▶ _DATA SUPPLIED_:
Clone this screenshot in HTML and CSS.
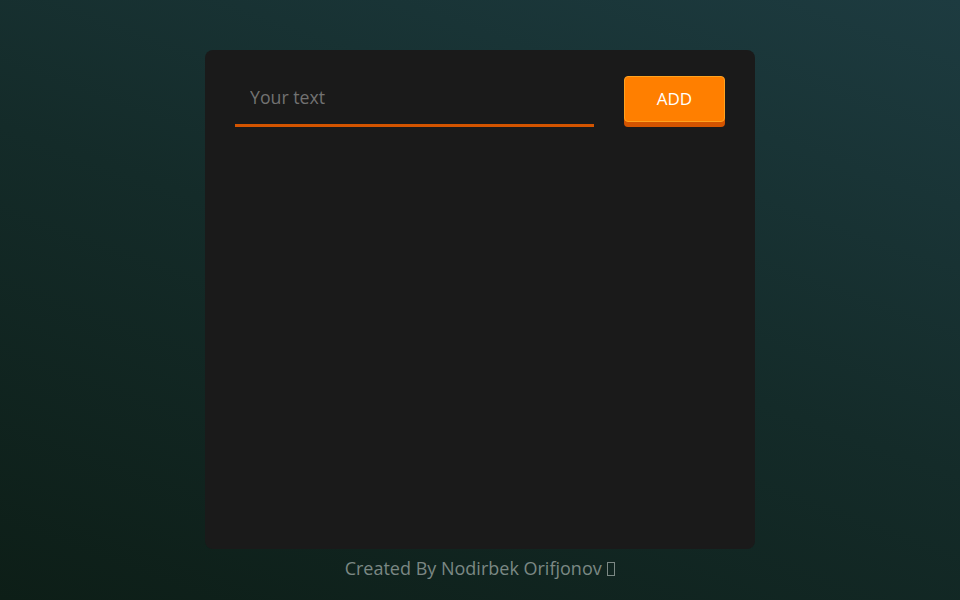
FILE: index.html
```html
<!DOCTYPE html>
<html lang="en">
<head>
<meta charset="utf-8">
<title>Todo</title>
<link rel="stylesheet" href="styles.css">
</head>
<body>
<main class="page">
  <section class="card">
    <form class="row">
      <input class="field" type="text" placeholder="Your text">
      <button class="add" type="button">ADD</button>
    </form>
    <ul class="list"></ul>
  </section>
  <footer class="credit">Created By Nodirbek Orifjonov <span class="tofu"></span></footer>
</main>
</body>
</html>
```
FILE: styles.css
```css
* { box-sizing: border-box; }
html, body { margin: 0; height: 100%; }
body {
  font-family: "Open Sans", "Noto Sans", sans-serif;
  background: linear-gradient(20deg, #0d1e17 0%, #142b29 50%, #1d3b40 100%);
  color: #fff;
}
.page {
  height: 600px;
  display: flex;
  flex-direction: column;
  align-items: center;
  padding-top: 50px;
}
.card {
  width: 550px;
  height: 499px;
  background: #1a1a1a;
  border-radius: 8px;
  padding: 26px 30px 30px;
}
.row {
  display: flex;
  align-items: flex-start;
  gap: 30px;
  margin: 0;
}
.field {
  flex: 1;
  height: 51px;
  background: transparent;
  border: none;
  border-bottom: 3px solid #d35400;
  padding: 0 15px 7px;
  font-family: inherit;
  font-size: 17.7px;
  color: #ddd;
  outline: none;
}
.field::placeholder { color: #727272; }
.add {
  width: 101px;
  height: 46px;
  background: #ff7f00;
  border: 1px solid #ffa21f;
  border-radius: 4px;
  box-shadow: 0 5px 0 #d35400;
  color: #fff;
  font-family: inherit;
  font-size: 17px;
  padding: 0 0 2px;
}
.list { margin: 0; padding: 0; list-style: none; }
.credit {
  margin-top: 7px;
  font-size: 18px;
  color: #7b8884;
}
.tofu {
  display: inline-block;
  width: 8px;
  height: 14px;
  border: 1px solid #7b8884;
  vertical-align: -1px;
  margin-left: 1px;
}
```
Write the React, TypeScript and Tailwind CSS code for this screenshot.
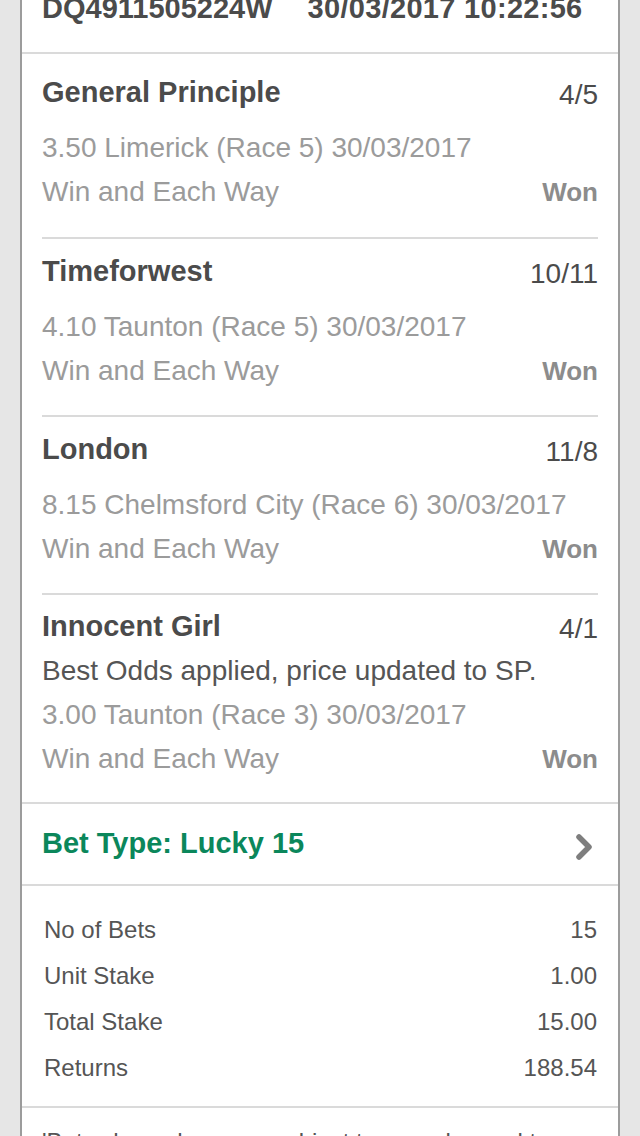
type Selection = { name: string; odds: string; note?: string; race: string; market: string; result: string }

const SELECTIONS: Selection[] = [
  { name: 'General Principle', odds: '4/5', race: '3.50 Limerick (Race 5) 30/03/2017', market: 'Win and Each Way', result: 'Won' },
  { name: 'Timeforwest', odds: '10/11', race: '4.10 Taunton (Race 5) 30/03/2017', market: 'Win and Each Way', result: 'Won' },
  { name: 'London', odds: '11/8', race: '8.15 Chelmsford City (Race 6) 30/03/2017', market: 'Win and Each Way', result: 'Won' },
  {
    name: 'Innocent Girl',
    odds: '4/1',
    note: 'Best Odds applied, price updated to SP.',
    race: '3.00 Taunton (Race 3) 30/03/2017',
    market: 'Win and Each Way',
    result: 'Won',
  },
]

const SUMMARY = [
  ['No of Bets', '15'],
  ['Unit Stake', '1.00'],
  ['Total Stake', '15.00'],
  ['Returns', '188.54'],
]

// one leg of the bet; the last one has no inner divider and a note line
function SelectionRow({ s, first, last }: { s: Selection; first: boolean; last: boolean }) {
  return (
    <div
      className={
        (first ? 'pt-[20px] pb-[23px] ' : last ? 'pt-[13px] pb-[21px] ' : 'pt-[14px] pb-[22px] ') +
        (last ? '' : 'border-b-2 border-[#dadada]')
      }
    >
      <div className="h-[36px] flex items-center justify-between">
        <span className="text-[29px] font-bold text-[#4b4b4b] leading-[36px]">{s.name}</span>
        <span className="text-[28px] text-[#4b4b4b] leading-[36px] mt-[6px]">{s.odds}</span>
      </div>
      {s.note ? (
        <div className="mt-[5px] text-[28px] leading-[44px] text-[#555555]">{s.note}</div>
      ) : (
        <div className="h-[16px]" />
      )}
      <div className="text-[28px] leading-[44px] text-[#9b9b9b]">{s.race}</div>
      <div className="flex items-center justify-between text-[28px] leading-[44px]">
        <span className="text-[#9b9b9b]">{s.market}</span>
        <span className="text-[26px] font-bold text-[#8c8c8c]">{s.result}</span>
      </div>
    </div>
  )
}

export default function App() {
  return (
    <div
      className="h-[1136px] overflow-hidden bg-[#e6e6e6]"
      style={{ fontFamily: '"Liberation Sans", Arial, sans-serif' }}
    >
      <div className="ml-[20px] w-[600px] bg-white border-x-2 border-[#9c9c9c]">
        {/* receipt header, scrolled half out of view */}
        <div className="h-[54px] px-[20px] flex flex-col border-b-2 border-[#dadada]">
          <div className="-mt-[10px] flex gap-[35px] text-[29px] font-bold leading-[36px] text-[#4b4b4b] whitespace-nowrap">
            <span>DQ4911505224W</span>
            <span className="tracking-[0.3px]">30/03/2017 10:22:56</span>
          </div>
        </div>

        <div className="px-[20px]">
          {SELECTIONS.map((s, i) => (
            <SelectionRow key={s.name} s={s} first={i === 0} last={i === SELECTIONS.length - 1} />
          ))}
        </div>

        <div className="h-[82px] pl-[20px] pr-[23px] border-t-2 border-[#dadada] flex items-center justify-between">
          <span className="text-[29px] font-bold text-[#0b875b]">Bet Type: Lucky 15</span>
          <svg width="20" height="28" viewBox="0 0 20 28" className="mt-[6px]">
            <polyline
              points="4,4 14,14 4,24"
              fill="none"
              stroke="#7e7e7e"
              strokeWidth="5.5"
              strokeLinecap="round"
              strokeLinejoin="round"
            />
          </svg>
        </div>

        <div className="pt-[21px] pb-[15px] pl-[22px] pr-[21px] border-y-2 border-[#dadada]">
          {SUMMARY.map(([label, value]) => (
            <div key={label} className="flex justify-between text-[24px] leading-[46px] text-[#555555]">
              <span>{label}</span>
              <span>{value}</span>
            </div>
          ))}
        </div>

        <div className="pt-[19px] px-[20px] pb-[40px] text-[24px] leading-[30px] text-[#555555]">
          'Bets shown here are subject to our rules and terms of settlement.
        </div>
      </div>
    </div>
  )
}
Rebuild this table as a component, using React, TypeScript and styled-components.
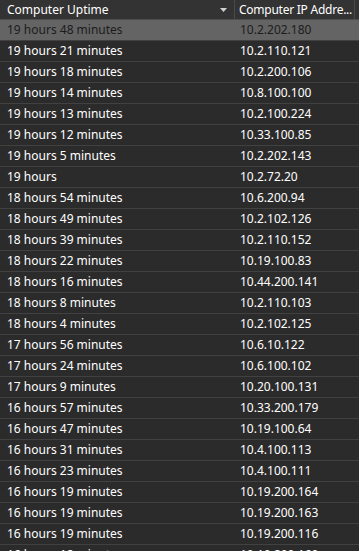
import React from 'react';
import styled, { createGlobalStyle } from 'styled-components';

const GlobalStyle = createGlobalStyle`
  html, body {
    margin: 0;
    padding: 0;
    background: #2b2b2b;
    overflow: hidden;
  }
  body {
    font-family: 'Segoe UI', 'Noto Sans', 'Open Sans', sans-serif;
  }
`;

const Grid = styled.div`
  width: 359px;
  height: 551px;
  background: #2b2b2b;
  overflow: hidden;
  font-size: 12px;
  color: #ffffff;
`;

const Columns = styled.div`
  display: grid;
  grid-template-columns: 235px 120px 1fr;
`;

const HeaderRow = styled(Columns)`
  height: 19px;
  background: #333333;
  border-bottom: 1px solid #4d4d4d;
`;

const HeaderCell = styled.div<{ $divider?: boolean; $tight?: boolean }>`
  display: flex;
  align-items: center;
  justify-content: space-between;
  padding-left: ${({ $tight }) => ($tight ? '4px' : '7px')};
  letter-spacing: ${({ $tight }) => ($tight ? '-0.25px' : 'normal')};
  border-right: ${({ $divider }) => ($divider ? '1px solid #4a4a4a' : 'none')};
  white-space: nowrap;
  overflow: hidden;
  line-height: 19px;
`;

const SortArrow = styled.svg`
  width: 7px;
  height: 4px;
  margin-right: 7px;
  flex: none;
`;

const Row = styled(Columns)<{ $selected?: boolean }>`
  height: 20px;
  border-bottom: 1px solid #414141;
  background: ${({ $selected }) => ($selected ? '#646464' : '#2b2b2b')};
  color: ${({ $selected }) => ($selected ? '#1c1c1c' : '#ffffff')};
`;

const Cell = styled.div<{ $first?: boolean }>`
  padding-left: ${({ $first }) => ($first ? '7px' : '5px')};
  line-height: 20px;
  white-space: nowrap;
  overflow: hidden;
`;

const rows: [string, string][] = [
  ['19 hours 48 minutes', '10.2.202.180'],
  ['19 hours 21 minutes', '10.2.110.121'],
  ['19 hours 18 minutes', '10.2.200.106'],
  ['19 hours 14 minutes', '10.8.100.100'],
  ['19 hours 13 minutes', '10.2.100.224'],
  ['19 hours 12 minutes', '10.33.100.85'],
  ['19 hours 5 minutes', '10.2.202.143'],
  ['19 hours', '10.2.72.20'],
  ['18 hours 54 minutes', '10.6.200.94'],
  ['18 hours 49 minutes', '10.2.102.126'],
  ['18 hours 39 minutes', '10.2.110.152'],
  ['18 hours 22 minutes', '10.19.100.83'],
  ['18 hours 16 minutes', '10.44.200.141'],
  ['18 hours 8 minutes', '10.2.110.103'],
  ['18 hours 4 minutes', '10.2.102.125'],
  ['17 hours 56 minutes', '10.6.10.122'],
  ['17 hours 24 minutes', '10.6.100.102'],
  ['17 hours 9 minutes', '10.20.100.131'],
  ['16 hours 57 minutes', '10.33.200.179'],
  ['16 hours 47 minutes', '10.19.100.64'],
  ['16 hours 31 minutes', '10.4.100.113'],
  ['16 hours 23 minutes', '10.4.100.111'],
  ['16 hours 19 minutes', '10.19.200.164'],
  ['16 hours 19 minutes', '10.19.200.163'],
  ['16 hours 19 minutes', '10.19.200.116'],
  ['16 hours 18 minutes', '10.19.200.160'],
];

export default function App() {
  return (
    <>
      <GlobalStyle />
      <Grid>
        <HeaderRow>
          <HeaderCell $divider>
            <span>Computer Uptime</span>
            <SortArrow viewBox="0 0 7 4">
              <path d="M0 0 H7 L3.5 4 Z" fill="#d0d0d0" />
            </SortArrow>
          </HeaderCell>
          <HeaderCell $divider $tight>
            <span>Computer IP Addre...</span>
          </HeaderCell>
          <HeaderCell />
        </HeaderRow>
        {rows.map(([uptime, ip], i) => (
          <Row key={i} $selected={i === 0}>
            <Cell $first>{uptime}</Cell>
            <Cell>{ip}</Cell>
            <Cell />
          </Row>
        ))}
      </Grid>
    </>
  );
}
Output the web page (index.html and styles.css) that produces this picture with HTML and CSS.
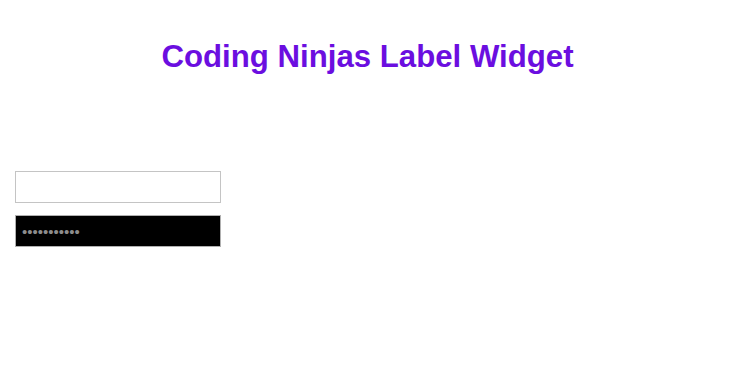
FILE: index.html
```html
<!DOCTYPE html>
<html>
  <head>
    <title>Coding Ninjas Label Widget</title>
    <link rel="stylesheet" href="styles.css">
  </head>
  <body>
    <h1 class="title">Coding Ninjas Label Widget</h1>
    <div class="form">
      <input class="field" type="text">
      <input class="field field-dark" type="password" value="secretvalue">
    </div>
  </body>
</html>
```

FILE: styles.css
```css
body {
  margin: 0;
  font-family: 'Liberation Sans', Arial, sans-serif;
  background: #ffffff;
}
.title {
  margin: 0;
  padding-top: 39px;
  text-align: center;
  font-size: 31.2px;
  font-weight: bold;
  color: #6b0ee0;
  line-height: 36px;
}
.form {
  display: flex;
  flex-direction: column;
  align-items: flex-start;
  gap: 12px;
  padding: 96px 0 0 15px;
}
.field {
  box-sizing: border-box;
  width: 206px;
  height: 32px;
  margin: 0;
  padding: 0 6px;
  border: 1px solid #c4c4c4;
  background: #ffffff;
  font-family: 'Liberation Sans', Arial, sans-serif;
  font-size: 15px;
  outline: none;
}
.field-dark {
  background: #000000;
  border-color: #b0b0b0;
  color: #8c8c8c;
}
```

▶ _WRITTEN INSTRUCTION_: Using the records above, copy every line that has the word "styled" in it.

▶ _EXERCISE ANSWER_:
Rebuild this table as a component, using React, TypeScript and styled-components.
import styled, { createGlobalStyle } from 'styled-components';
const Grid = styled.div`
const Columns = styled.div`
const HeaderRow = styled(Columns)`
const HeaderCell = styled.div<{ $divider?: boolean; $tight?: boolean }>`
const SortArrow = styled.svg`
const Row = styled(Columns)<{ $selected?: boolean }>`
const Cell = styled.div<{ $first?: boolean }>`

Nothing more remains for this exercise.